Título: Respeitáveis assassinos
Autor: Dalmo Dallari
Fonte: Jornal do Brasil, 26/02/2005, Outras Opiniões, p. A11
O assassinato de Irmã Dorothy não tem justificativa ética ou jurídica e não comporta manifestações de solidariedade para com os assassinos, diretos ou indiretos
Os que pagaram alguns jagunços para assassinar a Irmã Dorothy são pessoas que têm dinheiro, que têm interesses econômicos ligados à terra e aos produtos da terra no Estado do Pará e que, além disso, contam com a proteção de autoridades e de um esquema de acobertamento e de manipulação da opinião pública para garantia de sua impunidade. Não é preciso ter muita argúcia nem aguardar rigorosa investigação para saber que tudo isso é verdade, pois tem sido essa, há muito tempo, a prática reiterada, que só não muda porque os oligarcas que dominam a região e que controlam grande parte dos poderes públicos dependem desse estado de coisas para manutenção de seu poder. Reconhecer que, mais uma vez, essa societas celeris produziu um assassinato não é fazer um pré-julgamento, mas, tão só, a constatação de que a realidade não mudou. E se alguém quiser a lógica do crime basta relembrar a velha indagação: ''a quem aproveita esse crime ?'', quem teria interesse em que ele fosse cometido ? Essas considerações mais do que óbvias são oportunas porque já estão aparecendo na imprensa, onde conseguem bom espaço, os manipuladores da opinião pública, posando de críticos neutros e de respeitáveis especialistas. Por isso é necessário que as pessoas de boa fé e com pouca informação sejam alertadas, mas é preciso também alertar os que, apesar de bem informados, temem a criação de uma imagem negativa para toda uma categoria social. Assim, a apresentação dos invasores de terras públicas, dos arrasadores de florestas, dos escravizadores de trabalhadores, dos violentadores de meninas pobres e de índias, como sendo ''fazendeiros'' e ''empresários'', criadores de empregos indiretos (o jagunço contratado por eles vai ter dinheiro para comprar roupas e assim haveria mais empregos na indústria de roupas), gera uma capa de proteção altamente conveniente e de muita eficiência, pois lhes dá a proteção da grande imprensa e gera indignação contra as autoridades que se dispuserem a investigar todos os fatos e promover as responsabilidades nos termos da lei. A Polícia, o Ministério Público e a Magistratura são colocados sob suspeita, como sendo parciais, politicamente motivados ou em busca da luz dos holofotes da publicidade.
O assassinato de Irmã Dorothy não tem qualquer justificativa ética ou jurídica e não comporta manifestações de solidariedade para com os assassinos, diretos ou indiretos.
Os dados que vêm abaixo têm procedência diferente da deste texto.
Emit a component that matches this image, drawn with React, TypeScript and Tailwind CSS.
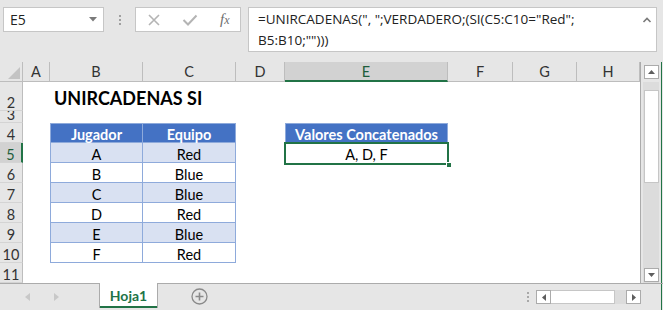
import React from 'react';

const cellFont = { fontFamily: 'Lato, "Open Sans", sans-serif' };
const uiFont = { fontFamily: '"Open Sans", "Noto Sans", sans-serif' };

const colHeaders = [
  { label: 'A', cls: 'col-start-2', active: false },
  { label: 'B', cls: 'col-start-3', active: false },
  { label: 'C', cls: 'col-start-4', active: false },
  { label: 'D', cls: 'col-start-5', active: false },
  { label: 'E', cls: 'col-start-6', active: true },
  { label: 'F', cls: 'col-start-7', active: false },
  { label: 'G', cls: 'col-start-8', active: false },
  { label: 'H', cls: 'col-start-9', active: false },
];

const rowHeaders = [
  { label: '2', cls: 'row-start-2', active: false },
  { label: '3', cls: 'row-start-3', active: false },
  { label: '4', cls: 'row-start-4', active: false },
  { label: '5', cls: 'row-start-5', active: true },
  { label: '6', cls: 'row-start-6', active: false },
  { label: '7', cls: 'row-start-7', active: false },
  { label: '8', cls: 'row-start-8', active: false },
  { label: '9', cls: 'row-start-9', active: false },
  { label: '10', cls: 'row-start-10', active: false },
  { label: '11', cls: 'row-start-11', active: false },
];

const tableRows = [
  { jugador: 'A', equipo: 'Red', row: 'row-start-5', band: true },
  { jugador: 'B', equipo: 'Blue', row: 'row-start-6', band: false },
  { jugador: 'C', equipo: 'Blue', row: 'row-start-7', band: true },
  { jugador: 'D', equipo: 'Red', row: 'row-start-8', band: false },
  { jugador: 'E', equipo: 'Blue', row: 'row-start-9', band: true },
  { jugador: 'F', equipo: 'Red', row: 'row-start-10', band: false },
];

const FormulaBar = () => (
  <div className="h-[62px] flex items-start pt-[7px] pl-[3px] bg-[#e6e6e6]" style={uiFont}>
    <div className="w-[101px] h-[25px] bg-white border border-[#c6c6c6] flex items-center justify-between pl-[6px] pr-[6px] text-[14px] text-[#222]">
      <span>E5</span>
      <svg width="8" height="5" viewBox="0 0 8 5">
        <path d="M0 0 L8 0 L4 4.5 Z" fill="#7a7a7a" />
      </svg>
    </div>
    <div className="w-[31px] h-[25px] flex flex-col items-center justify-center gap-[2px]">
      <span className="w-[2px] h-[2px] bg-[#a0a0a0]" />
      <span className="w-[2px] h-[2px] bg-[#a0a0a0]" />
      <span className="w-[2px] h-[2px] bg-[#a0a0a0]" />
    </div>
    <div className="w-[106px] h-[25px] bg-white border border-[#c6c6c6] flex items-center pl-[10px]">
      <svg width="14" height="14" viewBox="0 0 14 14" className="ml-[1px]">
        <path d="M2 2 L12 12 M12 2 L2 12" stroke="#b4b4b4" strokeWidth="1.6" />
      </svg>
      <svg width="16" height="14" viewBox="0 0 16 14" className="ml-[21px]">
        <path d="M1.5 7 L6 11.5 L14.5 2.5" stroke="#b4b4b4" strokeWidth="2" fill="none" />
      </svg>
      <span className="ml-[22px] text-[15px] italic text-[#6e6e6e] leading-none" style={{ fontFamily: '"Liberation Serif", serif' }}>
        f<span className="text-[12px]">x</span>
      </span>
    </div>
    <div className="ml-[7px] w-[409px] h-[45px] bg-white border border-[#c6c6c6] flex justify-between pl-[9px] pr-[4px] pt-[1px]">
      <div className="text-[13.5px] leading-[20.5px] text-[#222]">
        <div>=UNIRCADENAS(", ";VERDADERO;(SI(C5:C10="Red";</div>
        <div>B5:B10;"")))</div>
      </div>
      <svg width="10" height="8" viewBox="0 0 10 8" className="mt-[7px]">
        <path d="M1.5 6 L5 2.5 L8.5 6" stroke="#7a7a7a" strokeWidth="1.6" fill="none" />
      </svg>
    </div>
  </div>
);

const Sheet = () => (
  <div className="w-[641px] border-r border-[#ababab] bg-white" style={cellFont}>
    <div className="grid grid-cols-[23px_27px_93px_93px_49px_163px_65px_64px_63px] grid-rows-[20px_29px_12px_20px_20px_20px_20px_20px_20px_20px_20px] text-[14.5px] text-black">
      <div className="col-start-1 row-start-1 bg-[#e6e6e6] border-r border-b border-[#bdbdbd] flex items-end justify-end pr-[2px] pb-[2px]">
        <svg width="12" height="12" viewBox="0 0 12 12">
          <path d="M12 0 L12 12 L0 12 Z" fill="#c3c3c3" />
        </svg>
      </div>
      {colHeaders.map((c) => (
        <div
          key={c.label}
          className={`${c.cls} row-start-1 flex items-center justify-center pt-[1px] border-r ${
            c.active
              ? 'bg-[#d2d2d2] border-b-2 border-b-[#217346] border-r-[#bdbdbd] text-[#1e5e3b]'
              : 'bg-[#e6e6e6] border-b border-[#bdbdbd] text-[#333]'
          }`}
        >
          {c.label}
        </div>
      ))}
      {rowHeaders.map((r) => (
        <div
          key={r.label}
          className={`col-start-1 ${r.cls} overflow-hidden flex items-end justify-center leading-[15px] ${
            r.active
              ? 'bg-[#d2d2d2] border-r-2 border-r-[#217346] border-b border-b-[#d4d4d4] text-[#1e5e3b]'
              : 'bg-[#e6e6e6] border-r border-r-[#bdbdbd] border-b border-b-[#d4d4d4] text-[#333]'
          }`}
        >
          {r.label}
        </div>
      ))}

      <div className="col-start-3 row-start-2 flex items-end pl-[4px] whitespace-nowrap text-[18px] font-bold leading-[25px]">
        UNIRCADENAS SI
      </div>

      <div className="col-start-3 row-start-4 bg-[#4472c4] text-white font-bold flex items-center justify-center pt-[4px] border-l border-t border-r border-b border-[#8eaadb]">
        Jugador
      </div>
      <div className="col-start-4 row-start-4 bg-[#4472c4] text-white font-bold flex items-center justify-center pt-[4px] border-t border-r border-b border-[#8eaadb]">
        Equipo
      </div>
      {tableRows.map((t) => (
        <React.Fragment key={t.jugador}>
          <div
            className={`col-start-3 ${t.row} flex items-center justify-center pt-[4px] border-l border-r border-b border-[#8eaadb] ${
              t.band ? 'bg-[#d9e1f2]' : 'bg-white'
            }`}
          >
            {t.jugador}
          </div>
          <div
            className={`col-start-4 ${t.row} flex items-center justify-center pt-[4px] border-r border-b border-[#8eaadb] ${
              t.band ? 'bg-[#d9e1f2]' : 'bg-white'
            }`}
          >
            {t.equipo}
          </div>
        </React.Fragment>
      ))}

      <div className="col-start-6 row-start-4 bg-[#4472c4] text-white font-bold flex items-center justify-center pt-[4px] border border-[#8eaadb]">
        Valores Concatenados
      </div>
      <div className="col-start-6 row-start-5 relative flex items-center justify-center pt-[4px]">
        A, D, F
        <div className="absolute -left-px -top-px -right-px -bottom-[2px] border-2 border-[#217346]" />
        <div className="absolute -right-[4px] -bottom-[5px] w-[6px] h-[6px] bg-[#217346] border border-white" />
      </div>
    </div>
  </div>
);

const VScroll = () => (
  <div className="w-[22px] flex bg-[#e6e6e6]">
    <div className="w-[2px]" />
    <div className="w-[16px] flex flex-col">
      <div className="h-[20px] flex items-start pt-[3px] justify-center">
        <div className="w-[15px] h-[14px] bg-white border border-[#ababab] flex items-center justify-center">
          <svg width="7" height="4" viewBox="0 0 7 4">
            <path d="M0 4 L3.5 0 L7 4 Z" fill="#5e5e5e" />
          </svg>
        </div>
      </div>
      <div className="flex-1 bg-[#dcdcdc] flex flex-col items-center pt-[8px] pb-[1px]">
        <div className="w-[15px] h-[93px] bg-white border border-[#c6c6c6]" />
        <div className="flex-1" />
        <div className="w-[15px] h-[14px] bg-white border border-[#ababab] flex items-center justify-center">
          <svg width="7" height="4" viewBox="0 0 7 4">
            <path d="M0 0 L7 0 L3.5 4 Z" fill="#5e5e5e" />
          </svg>
        </div>
      </div>
    </div>
    <div className="w-[2px]" />
    <div className="w-px bg-[#217346]" />
    <div className="w-px" />
  </div>
);

const TabBar = () => (
  <div className="h-[27px] flex bg-[#e6e6e6] border-t border-[#ababab]" style={uiFont}>
    <div className="w-[99px] flex items-center pl-[25px] gap-[24px] pb-[1px]">
      <svg width="5" height="8" viewBox="0 0 5 8">
        <path d="M5 0 L5 8 L0 4 Z" fill="#c8c8c8" />
      </svg>
      <svg width="5" height="8" viewBox="0 0 5 8">
        <path d="M0 0 L0 8 L5 4 Z" fill="#c8c8c8" />
      </svg>
    </div>
    <div className="-mt-px w-[59px] h-[25px] bg-white border-l border-r border-[#ababab] flex flex-col">
      <div className="flex-1 flex items-center justify-center text-[14px] font-bold text-[#217346] pt-[2px]" style={cellFont}>
        Hoja1
      </div>
      <div className="h-[2px] bg-[#217346]" />
    </div>
    <div className="w-[82px] flex items-center justify-center pb-[1px]">
      <svg width="17" height="17" viewBox="0 0 17 17">
        <circle cx="8.5" cy="8.5" r="7.5" stroke="#8a8a8a" strokeWidth="1.3" fill="none" />
        <path d="M8.5 4.5 V12.5 M4.5 8.5 H12.5" stroke="#8a8a8a" strokeWidth="1.6" />
      </svg>
    </div>
    <div className="flex-1" />
    <div className="w-[16px] flex flex-col items-center justify-center gap-[2px] pb-[1px]">
      <span className="w-[2px] h-[2px] bg-[#a8a8a8]" />
      <span className="w-[2px] h-[2px] bg-[#a8a8a8]" />
      <span className="w-[2px] h-[2px] bg-[#a8a8a8]" />
    </div>
    <div className="w-[105px] flex items-start pt-[6px]">
      <div className="w-[15px] h-[14px] bg-white border border-[#ababab] flex items-center justify-center">
        <svg width="4" height="7" viewBox="0 0 4 7">
          <path d="M4 0 L4 7 L0 3.5 Z" fill="#5e5e5e" />
        </svg>
      </div>
      <div className="w-[64px] h-[14px] bg-white border-t border-b border-r border-[#c6c6c6]" />
      <div className="w-[11px] h-[14px] bg-[#dcdcdc]" />
      <div className="w-[15px] h-[14px] bg-white border border-[#ababab] flex items-center justify-center">
        <svg width="4" height="7" viewBox="0 0 4 7">
          <path d="M0 0 L0 7 L4 3.5 Z" fill="#5e5e5e" />
        </svg>
      </div>
    </div>
    <div className="w-[22px] flex">
      <div className="w-[20px]" />
      <div className="w-px bg-[#217346]" />
    </div>
  </div>
);

export default function App() {
  return (
    <div className="w-[663px] h-[310px] overflow-hidden bg-[#e6e6e6] flex flex-col">
      <FormulaBar />
      <div className="flex h-[221px]">
        <Sheet />
        <VScroll />
      </div>
      <TabBar />
    </div>
  );
}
Evidentemente, não se há de pretender qualquer ação arbitrária, à margem da lei, para punição dos responsáveis. Havendo razoável fundamento para as suspeitas deve ser feito um cuidadoso inquérito, investigando-se a participação de pobres e ricos, de matadores profissionais e de contratantes de assassinos. O inquérito deverá, desde o início, ser acompanhado pelo Ministério Público, decretando-se a prisão preventiva daqueles cujo envolvimento apresentar indícios significativos, pois é mais do que óbvio que em casos como esse os responsáveis tentarão fugir se começarem a ser desmascarados, como também tentarão intimidar ou corrromper testemunhas e autoridades. No caso dos suspeitos ricos, deverão ser também determinados judicialmente o bloqueio de suas contas bancárias e a quebra do sigilo de suas comunicações, pois são pessoas sem qualquer escrúpulo e com grande poder de corrupção, sendo indispensável, por isso, o uso de todos os meios legais para que recebam a punição justa.
A brutalidade do assassinato de Irmã Dorothy, enquanto pessoa solidária e inteiramente dedicada à promoção da dignidade humana, já deveria ser motivo suficiente para que ninguém ficasse indiferente e todos exigissem a punição dos responsáveis. Mas, a par disso, esse crime, pelas circunstâncias que o envolvem, corrompe a imagem do povo brasileiro, que não se sustenta pelo crescimento do produto nacional bruto ou pelos índices de desenvolvimento econômico quando um fato tão escandaloso comprova que tudo isso não vem contribuindo para o crescimento do índice de desenvolvimento humano e para o estabelecimento de relações humanas civilizadas.